La prima novità è stata, lo scorso 23 gennaio, la condanna a 3 anni, in via definitiva, di Massimo Ciancimino, figlio dell’ex sindaco-boss Vito e super testimone nel processo in questione, per detenzione di esplosivo; nel luglio del 2011, infatti, Ciancimino jr. fece ritrovare nel giardino della propria abitazione 40 candelotti di dinamite, asserendo di averli ricevuti da un misterioso individuo che voleva dissuaderlo dal continuare a collaborare con gli inquirenti, una versione che fu però smentita da alcune telecamere di sicurezza. La recente condanna ha comportato la revoca dell’indulto, concessogli nel 2011 per il reato di riciclaggio, e la sua traduzione in carcere.

Solo pochi giorni dopo, lo scorso 30 gennaio, è arrivata, a peggiorare la situazione di Massimo Ciancimino, una nuova condanna, a 3 anni e 6 mesi, per aver calunniato Rosario Piraino, un agente dei servizi segreti, accusandolo di averlo minacciato: “A causa di queste accuse – ha dichiarato l’ex agente dell’Aisi – ho subito danni finanziari, professionali e familiari”. Queste due condanne, oltre a compromettere la situazione giudiziaria personale di Ciancimino jr., purtroppo minano fortemente la credibilità delle sue dichiarazioni nell’ambito del processo sulla trattativa, credibilità che, nel corso degli anni, lo stesso testimone aveva già profondamente minato con le sue versioni contrastanti, presentando talora documenti manipolati ed affidandosi a dichiarazioni a “singhiozzo”.

Già lo scorso 31 ottobre, quando sono state depositate le motivazioni della sentenza che ha scagionato Calogero Mannino, è stato possibile leggere, nelle parole della gip Petruzzella, una, seppur implicita, forte condanna all’attendibilità delle dichiarazioni e delle prove documentali fornite agli inquirenti dal testimone Ciancimino (ce ne eravamo occupati qui). Un’ultima, chiaramente non per importanza, novità che certamente cambierà lo scenario del processo sulla trattativa, è la recente dichiarazione del boss Totò Riina che, durante l’ultima udienza del processo che lo vede tra gli imputati, si è detto disponibile a rispondere alle domande dei pubblici ministeri. In attesa delle dichiarazioni del boss, che dovrebbero avvenire nel corso dell’udienza del prossimo 16 febbraio, è lecito chiedersi quali scenari questa “collaborazione” porterà con sé: se riuscirà a far luce sulle troppe zone d’ombra o se, al contrario, sarà solo un ulteriore insabbiamento della verità.

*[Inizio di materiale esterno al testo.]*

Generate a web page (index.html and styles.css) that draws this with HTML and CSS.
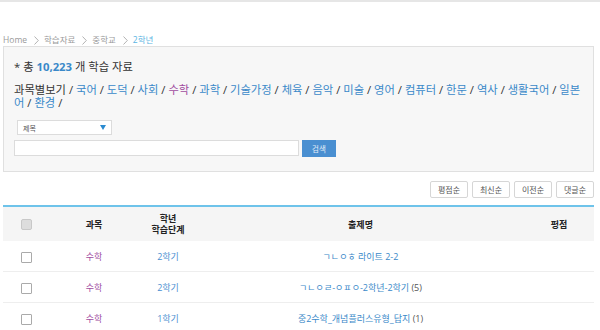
FILE: index.html
```html
<!DOCTYPE html>
<html lang="ko">

<head>
    <meta charset="UTF-8">
    <title>학습자료 - 중학교 2학년</title>
    <link rel="stylesheet" href="styles.css">
</head>

<body>
    <div id="topLine"></div>
    <div id="page">
        <div class="breadcrumb">
            <span>Home</span><svg class="sep" width="5" height="9" viewBox="0 0 5 9"><path d="M0.5 0.5 L4.3 4.5 L0.5 8.5" fill="none" stroke="#aaa" stroke-width="0.9"/></svg>
            <span>학습자료</span><svg class="sep" width="5" height="9" viewBox="0 0 5 9"><path d="M0.5 0.5 L4.3 4.5 L0.5 8.5" fill="none" stroke="#aaa" stroke-width="0.9"/></svg>
            <span>중학교</span><svg class="sep" width="5" height="9" viewBox="0 0 5 9"><path d="M0.5 0.5 L4.3 4.5 L0.5 8.5" fill="none" stroke="#aaa" stroke-width="0.9"/></svg>
            <span class="current">2학년</span>
        </div>
        <div class="searchBox">
            <p class="total">* 총 <b>10,223</b> 개 학습 자료</p>
            <p class="subjects">과목별보기 / <a>국어</a> / <a>도덕</a> / <a>사회</a> / <a class="on">수학</a> / <a>과학</a> / <a>기술가정</a> / <a>체육</a> / <a>음악</a> / <a>미술</a> / <a>영어</a> / <a>컴퓨터</a> / <a>한문</a> / <a>역사</a> / <a>생활국어</a> / <a>일본어</a> / <a>환경</a> /</p>
            <div class="selectBox">
                <span>제목</span>
                <span class="arrow"></span>
            </div>
            <div class="searchRow">
                <input type="text" class="searchInput">
                <button class="searchButton">검색</button>
            </div>
        </div>
        <div class="sortRow">
            <button class="sortButton">평점순</button>
            <button class="sortButton">최신순</button>
            <button class="sortButton">이전순</button>
            <button class="sortButton">댓글순</button>
        </div>
        <table class="list">
            <colgroup>
                <col class="cCheck">
                <col class="cSubject">
                <col class="cGrade">
                <col class="cTitle">
                <col class="cScore">
            </colgroup>
            <thead>
                <tr>
                    <th><span class="check head"></span></th>
                    <th>과목</th>
                    <th>학년<br>학습단계</th>
                    <th>출제명</th>
                    <th>평점</th>
                </tr>
            </thead>
            <tbody>
                <tr>
                    <td><span class="check"></span></td>
                    <td class="subject">수학</td>
                    <td class="grade">2학기</td>
                    <td class="title">ㄱㄴㅇㅎ 라이트 2-2</td>
                    <td></td>
                </tr>
                <tr>
                    <td><span class="check"></span></td>
                    <td class="subject">수학</td>
                    <td class="grade">2학기</td>
                    <td class="title">ㄱㄴㅇㄹ-ㅇㅍㅇ-2학년-2학기 <span class="count">(5)</span></td>
                    <td></td>
                </tr>
                <tr>
                    <td><span class="check"></span></td>
                    <td class="subject">수학</td>
                    <td class="grade">1학기</td>
                    <td class="title">중2수학_개념플러스유형_답지 <span class="count">(1)</span></td>
                    <td></td>
                </tr>
            </tbody>
        </table>
    </div>
</body>

</html>
```

FILE: styles.css
```css
body, p { margin: 0; padding: 0; }
body { font-family: "Open Sans", "Noto Sans CJK KR", sans-serif; background-color: #fff; color: #333; overflow: hidden; }
#topLine { height: 2px; background-color: #e6e6e6; }
#page { width: 591px; margin-left: 3px; }

.breadcrumb { font-size: 8.5px; color: #9a9a9a; margin-top: 32px; height: 12px; line-height: 12px; white-space: nowrap; display: flex; align-items: center; }
.breadcrumb .sep { margin: 0 5px 0 7px; }
.breadcrumb .current { color: #5ab4e2; }

.searchBox { background-color: #f7f7f7; border: 1px solid #e0e0e0; padding: 10px 7px 14px 10px; height: 100px; }
.total { font-size: 11.3px; line-height: 20px; }
.total b { color: #3a89c9; }
.subjects { font-size: 11.3px; line-height: 13px; margin-top: 6px; }
.subjects a { color: #3a89c9; }
.subjects a.on { color: #a04ca0; }

.selectBox { width: 88px; height: 13px; margin: 11px 0 0 3px; background-color: #fff; border: 1px solid #dcdcdc; padding-left: 5px; display: flex; align-items: center; justify-content: space-between; font-size: 7px; color: #555; }
.selectBox .arrow { width: 0; height: 0; border-left: 3px solid transparent; border-right: 3px solid transparent; border-top: 5px solid #2a8ad0; margin-right: 5px; }

.searchRow { display: flex; align-items: flex-start; margin-top: 5px; }
.searchInput { width: 283px; height: 14px; padding: 0; border: 1px solid #dcdcdc; background-color: #fff; margin: 0; }
.searchButton { width: 34px; height: 17px; margin-left: 3px; background-color: #4a8fd1; color: #e4eef8; border: none; font-family: inherit; font-size: 7.5px; padding: 0; }

.sortRow { display: flex; justify-content: flex-end; gap: 4px; margin-top: 9px; }
.sortButton { width: 38px; height: 17px; padding: 0; background-color: #fff; border: 1px solid #d6d6d6; border-radius: 2px; font-family: inherit; font-size: 8px; color: #555; }

.list { width: 100%; border-collapse: collapse; margin-top: 7px; border-top: 2px solid #6ec3ea; font-size: 9px; }
.cCheck { width: 46px; }
.cSubject { width: 90px; }
.cGrade { width: 58px; }
.cScore { width: 70px; }
.list th { background-color: #f5f5f5; height: 34px; padding: 0; font-weight: bold; color: #222; line-height: 11px; }
.list td { height: 30px; padding: 0; text-align: center; border-bottom: 1px solid #eeeeee; }
.list .subject { color: #a04ca0; }
.list .grade { color: #4a8fd1; }
.list .title { color: #3a89c9; }
.list .count { color: #555; }
.check { display: inline-block; width: 9px; height: 9px; border: 1px solid #aaa; background-color: #fff; border-radius: 1px; vertical-align: middle; }
.check.head { background-color: #ddd; border-color: #c8c8c8; border-radius: 2px; }
```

Da un lato ci sono le previsioni di Giovanni Annia, il legale dell’ex capo dei capi, secondo cui Riina, lungi dall’ammettere l’esistenza di una trattativa, dirà “ma quale trattativa, se in quel periodo mi cercavano per arrestarmi?”. Dall’altro il comprensibile scetticismo di moltissimi nomi dell’antimafia, i quali ritengono improbabile che il boss si discosti improvvisamente dall’atteggiamento omertoso mantenuto sino ad oggi. Tra i più scettici Salvatore Borsellino, convinto che, “quando parlano personaggi di questo spessore, non c’è da aspettarsi che dicano delle verità”. “Sicuramente – ha dichiarato il fratello del giudice ucciso in via D’Amelio – lancerà messaggi criptici, messaggi in codice, come fanno sempre quei personaggi. Potrebbe lanciare a qualcuno messaggi di questo tenore: ‘Attenzione, perché potrei parlare’.

Dello stesso avviso si è detto anche il magistrato Alfonso Sabella, che ha parlato di “una banalissima scelta processuale di un imputato alla quale non va dato alcun valore epico”. Il magistrato ha anche ammesso la possibilità che nelle parole di Riina ci siano dei messaggi in codice. “È chiaro – ha dichiarato Sabella – che Riina qualcosa la dirà, qualche messaggio lo manderà, quelli più criptici e quelli più chiari”. “Io – ha aggiunto il magistrato – diffiderei di quelli chiari, mi concentrerei su quelli criptici, messaggi che solo gli addetti ai lavori potranno capire, messaggi che non saranno leggibili da tutti”. Restando in attesa dei prossimi sviluppi processuali rimane solo l’amara consapevolezza che si è ancora lontani dalla verità, forse sempre più lontani.